De fait, ce seuil de 39 signatures était bel et bien calculé en fonction des 276 unités d’évaluation du secteur.
À cet égard, l’article 546 de la Loi permet aux Municipalités de se servir du rôle d’évaluation foncière pour la procédure d’enregistrement des personnes habiles à voter.
«La plupart des Villes utilisent leur registre d’évaluation comme base de calcul», fait d’ailleurs valoir la cheffe des Affaires publiques à la Ville, Anne-Marie Braconnier.
C’est la façon dont on procède à Laval depuis une vingtaine d’années, considérant que les listes constituées par le DGEQ nécessiteraient une mise à jour, poursuit-elle.
183 personnes pour la tenue d’un registre
Pendant que l’équipe derrière la Cité du cinéma amassait 178 signatures de citoyens renonçant au scrutin référendaire, des opposants au projet en récoltaient tout autant.
«Notre liste compte finalement 183 noms distincts de gens qui désiraient un registre référendaire», explique Jimmy St-Germain. Dans le porte-à-porte effectué dans les rues visées par le Règlement, les opposants identifiaient tous ceux qui répondaient par l’affirmative à la question «Êtes-vous en faveur de la tenue d’un référendum par Ville de Laval à propos du projet de Cité du Cinéma?»
Bien que l’avis de renonciation soit prévu par la Loi, M. St-Germain questionne le bien-fondé de cet exercice qui prend ici la forme d’une pétition positive.
«Il y a clairement une atteinte à la démocratie dans mon esprit lorsqu’on permet à un promoteur de contrôler le message, qui permet l’annulation d’un exercice démocratique», déplore-t-il.

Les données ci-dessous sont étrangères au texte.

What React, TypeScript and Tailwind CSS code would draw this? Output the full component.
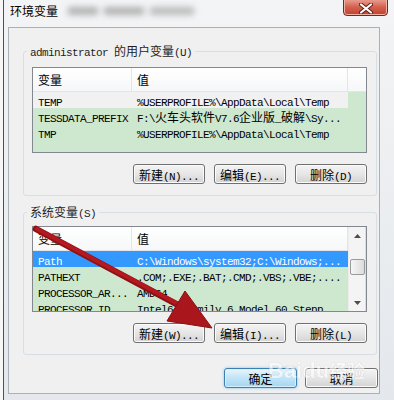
import React from "react";

const CJK = /[\u2e80-\u9fff\u3000-\u303f\uff00-\uffef]/;

// mixed text: CJK at 12px, latin as half-width mono (6px a char)
function T({ s }: { s: string }) {
  const runs: { c: boolean; t: string }[] = [];
  for (const ch of s) {
    const c = CJK.test(ch);
    const last = runs[runs.length - 1];
    if (last && last.c === c) last.t += ch;
    else runs.push({ c, t: ch });
  }
  return (
    <>
      {runs.map((r, i) =>
        r.c ? (
          <span key={i} className="font-['Noto_Sans_CJK_SC',sans-serif] text-[12px]">
            {r.t}
          </span>
        ) : (
          <span key={i} className="font-['Liberation_Mono',monospace] text-[11px] tracking-[-0.6px]">
            {r.t}
          </span>
        )
      )}
    </>
  );
}

type Row = { name: string; value: string; mark?: "sel" | "hi" };

const userVars: Row[] = [
  { name: "TEMP", value: "%USERPROFILE%\\AppData\\Local\\Temp", mark: "sel" },
  { name: "TESSDATA_PREFIX", value: "F:\\火车头软件V7.6企业版_破解\\Sy..." },
  { name: "TMP", value: "%USERPROFILE%\\AppData\\Local\\Temp" },
];

const sysVars: Row[] = [
  { name: "Path", value: "C:\\Windows\\system32;C:\\Windows;...", mark: "hi" },
  { name: "PATHEXT", value: ".COM;.EXE;.BAT;.CMD;.VBS;.VBE;...." },
  { name: "PROCESSOR_AR...", value: "AMD64" },
  { name: "PROCESSOR_ID", value: "Intel64 Family 6 Model 60 Stepp" },
];

function ScrollBar() {
  return (
    <div className="flex h-full w-[17px] flex-col items-center border-l border-[#ececec] bg-[#f4f4f4]">
      <div className="flex h-[17px] items-center justify-center">
        <svg width="7" height="4" viewBox="0 0 7 4">
          <path d="M0 4 L3.5 0 L7 4 Z" fill="#4d4d4d" />
        </svg>
      </div>
      <div className="mt-[15px] h-[16px] w-[15px] rounded-[2px] border border-[#9a9a9a] bg-gradient-to-r from-[#f6f6f6] to-[#dcdcdc]" />
      <div className="flex-1" />
      <div className="flex h-[17px] items-center justify-center">
        <svg width="7" height="4" viewBox="0 0 7 4">
          <path d="M0 0 L3.5 4 L7 0 Z" fill="#4d4d4d" />
        </svg>
      </div>
    </div>
  );
}

function List({ rows, scroll }: { rows: Row[]; scroll?: boolean }) {
  return (
    <div className="flex h-[86px] overflow-hidden border border-[#828790] bg-[#cde8cf] text-black">
      <div className="flex w-[315px] shrink-0 flex-col">
        <div className="flex h-[24px] shrink-0 border-b border-[#e5e5e5] bg-gradient-to-b from-white to-[#f6f7f8] leading-[23px]">
          <div className="w-[99px] border-r border-[#e5e5e5] pl-[5px]">
            <T s="变量" />
          </div>
          <div className="flex-1 border-r border-[#e5e5e5] pl-[5px]">
            <T s="值" />
          </div>
        </div>
        {rows.map((r) => (
          <div
            key={r.name}
            className={
              r.mark === "hi"
                ? "flex h-[16px] shrink-0 whitespace-nowrap bg-[#3399ff] leading-[16px] text-white"
                : r.mark === "sel"
                ? "flex h-[16px] shrink-0 whitespace-nowrap bg-[#f1f1f1] leading-[16px]"
                : "flex h-[16px] shrink-0 whitespace-nowrap leading-[16px]"
            }
          >
            <div className="w-[99px] shrink-0 overflow-hidden pl-[5px]">
              <T s={r.name} />
            </div>
            <div className="flex-1 overflow-hidden pl-[5px]">
              <T s={r.value} />
            </div>
          </div>
        ))}
      </div>
      {scroll ? (
        <ScrollBar />
      ) : (
        <div className="h-[24px] flex-1 border-b border-[#e5e5e5] bg-gradient-to-b from-white to-[#f6f7f8]" />
      )}
    </div>
  );
}

function Btn({ label, wide }: { label: string; wide?: boolean }) {
  return (
    <button
      className={
        wide
          ? "h-[20px] w-[73px] rounded-[3px] border border-[#707070] bg-gradient-to-b from-[#f4f4f4] via-[#e6e6e6] to-[#d3d3d3] leading-[18px] text-black shadow-[inset_0_0_0_1px_#fbfbfb]"
          : "h-[20px] w-[72px] rounded-[3px] border border-[#707070] bg-gradient-to-b from-[#f4f4f4] via-[#e6e6e6] to-[#d3d3d3] leading-[18px] text-black shadow-[inset_0_0_0_1px_#fbfbfb]"
      }
    >
      <T s={label} />
    </button>
  );
}

function Group({ title, children }: { title: string; children: React.ReactNode }) {
  return (
    <fieldset className="rounded-[3px] border border-[#d5dfe5] pb-[11px] pl-[8px] pr-[9px]">
      <legend className="ml-[-5px] px-[3px] leading-[14px] text-[#1e1e1e]">
        <T s={title} />
      </legend>
      {children}
    </fieldset>
  );
}

export default function App() {
  return (
    <div className="relative h-[400px] w-[394px] overflow-hidden bg-[#f7f7f7]">
      <div className="ml-[3px] flex h-full flex-col border-l border-[#4f4f4f] bg-gradient-to-b from-[#f3f4f5] to-[#e4e8ec]">
        {/* title bar */}
        <div className="flex h-[27px] shrink-0 items-start pl-[6px]">
          <span className="mt-[3px] font-['Noto_Sans_CJK_SC',sans-serif] text-[12px] leading-[16px] text-black">
            环境变量
          </span>
          <div className="ml-[10px] mt-[7px] flex gap-[6px] opacity-60 blur-[3px]">
            <div className="h-[8px] w-[30px] bg-[#858585]" />
            <div className="h-[8px] w-[40px] bg-[#858585]" />
            <div className="h-[8px] w-[44px] bg-[#959595]" />
          </div>
          <div className="ml-auto mr-[6px] mt-[-2px] flex h-[18px] w-[45px] items-center justify-center rounded-b-[4px] border border-[#6d2a22] bg-gradient-to-b from-[#eaa395] via-[#d4604f] to-[#c2402f] shadow-[inset_0_0_0_1px_#f0b3a6]">
            <svg width="14" height="11" viewBox="0 0 14 11" className="mt-[2px]">
              <path d="M2 1.5 L12 9.5 M12 1.5 L2 9.5" stroke="#5a1f18" strokeWidth="4" strokeLinecap="round" />
              <path d="M2 1.5 L12 9.5 M12 1.5 L2 9.5" stroke="#ffffff" strokeWidth="2.2" strokeLinecap="round" />
            </svg>
          </div>
        </div>

        {/* client area */}
        <div className="ml-[4px] flex h-[367px] w-[372px] shrink-0 flex-col border border-[#a9b0b8] bg-[#f0f0f0] pl-[14px] pr-[2px] pt-[15px]">
          <Group title="administrator 的用户变量(U)">
            <div className="mt-[7px]">
              <List rows={userVars} />
            </div>
            <div className="mt-[11px] flex justify-end gap-[9px]">
              <Btn label="新建(N)..." />
              <Btn label="编辑(E)..." />
              <Btn label="删除(D)" />
            </div>
          </Group>

          <div className="mt-[8px]">
            <Group title="系统变量(S)">
              <div className="mt-[5px]">
                <List rows={sysVars} scroll />
              </div>
              <div className="mt-[11px] flex justify-end gap-[9px]">
                <Btn label="新建(W)..." />
                <Btn label="编辑(I)..." />
                <Btn label="删除(L)" />
              </div>
            </Group>
          </div>

          <div className="mr-[-1px] mt-[13px] flex justify-end gap-[8px]">
            <button className="h-[20px] w-[73px] rounded-[3px] border border-[#3c7fb1] bg-gradient-to-b from-[#e9f5fc] via-[#c1e4f8] to-[#a4d6f2] leading-[18px] text-black shadow-[0_0_3px_#7ec4ee,inset_0_0_0_1px_#d8f0fd]">
              <T s="确定" />
            </button>
            <Btn label="取消" wide />
          </div>
        </div>
      </div>

      {/* baidu watermark */}
      <div className="pointer-events-none absolute left-[268px] top-[358px] font-['Liberation_Sans',sans-serif] text-[22px] font-bold leading-[24px] text-white opacity-60 [text-shadow:0_0_1px_#a0a0a0]">
        Baidu<span className="font-['Noto_Sans_CJK_SC',sans-serif] text-[18px]">经验</span>
      </div>

      {/* red annotation arrow */}
      <svg className="pointer-events-none absolute left-0 top-0" width="394" height="400" viewBox="0 0 394 400">
        <line x1="36" y1="229" x2="180" y2="306" stroke="#8e1115" strokeWidth="6.5" strokeLinecap="round" />
        <line x1="37" y1="229" x2="180" y2="305" stroke="#b3191e" strokeWidth="4" strokeLinecap="round" />
        <path d="M212 328 L167 321 L185 291 Z" fill="#a9161b" stroke="#8a1014" strokeWidth="1" strokeLinejoin="round" />
      </svg>
    </div>
  );
}
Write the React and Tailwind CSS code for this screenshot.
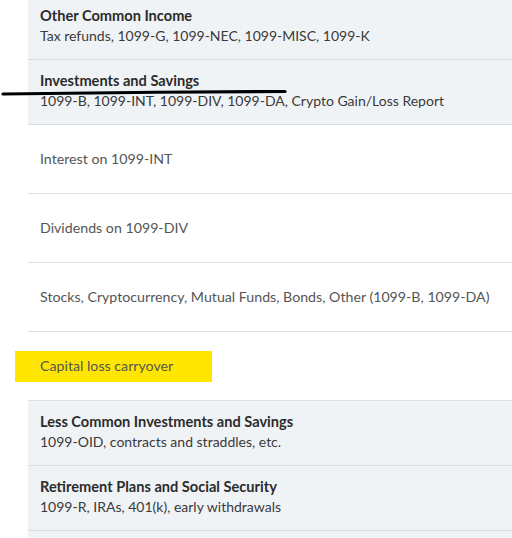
const font = { fontFamily: "Lato, 'Open Sans', sans-serif" };

const GrayRow = ({ title, sub, first }) => (
  <div className={`bg-[#f0f3f6] border-b border-[#d7dce1] px-3 ${first ? "pt-[6px] pb-[13px]" : "pt-[11px] pb-[13px]"}`}>
    <div className="text-[14.6px] leading-5 font-bold text-[#2b2b2b]">{title}</div>
    <div className="text-[14px] leading-5 text-[#3a3a3a]">{sub}</div>
  </div>
);

const WhiteRow = ({ children }) => (
  <div className="bg-white border-b border-[#dcdfe3] px-3 py-6">
    <div className="text-[14.2px] leading-5 text-[#555]">{children}</div>
  </div>
);

export default function App() {
  return (
    <div className="relative w-[512px] h-[538px] overflow-hidden bg-white" style={font}>
      <div className="ml-[28px] flex flex-col">
        <GrayRow first title="Other Common Income" sub="Tax refunds, 1099-G, 1099-NEC, 1099-MISC, 1099-K" />
        <GrayRow title="Investments and Savings" sub="1099-B, 1099-INT, 1099-DIV, 1099-DA, Crypto Gain/Loss Report" />
        <WhiteRow>Interest on 1099-INT</WhiteRow>
        <WhiteRow>Dividends on 1099-DIV</WhiteRow>
        <WhiteRow>Stocks, Cryptocurrency, Mutual Funds, Bonds, Other (1099-B, 1099-DA)</WhiteRow>
        <div className="bg-white border-b border-[#dcdfe3] pt-[19px] pb-[18px]">
          <div className="ml-[-13px] w-[197px] h-[31px] bg-[#ffe600] flex items-center pl-[25px] pb-[2px] text-[14.2px] text-[#555]">
            Capital loss carryover
          </div>
        </div>
        <GrayRow title="Less Common Investments and Savings" sub="1099-OID, contracts and straddles, etc." />
        <GrayRow title="Retirement Plans and Social Security" sub="1099-R, IRAs, 401(k), early withdrawals" />
        <div className="bg-[#f0f3f6] h-[20px]" />
      </div>
      <svg className="absolute left-0 top-[88px]" width="290" height="12" viewBox="0 0 290 12">
        <path d="M3 6 C 80 4.5, 200 4, 285 3.5" stroke="#000" strokeWidth="3.2" strokeLinecap="round" fill="none" />
      </svg>
    </div>
  );
}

Les rues du Bonheur, du Voltigeur, de la Clairière, de l’Arc-en-Ciel, Léonise-Valois et Quatre-Vents de même qu’une partie de la rue de l’Harmonie et des Balades étaient visées par le processus d’approbation référendaire.
La Cité du cinéma est un mégaprojet de studios hollywoodiens évalué à 200 M$, dont l’implantation était conditionnelle à une refonte du zonage et des usages autorisés sur les terrains situés au quadrant sud-ouest de l’avenue Marcel-Villeneuve et de la rue de l’Harmonie.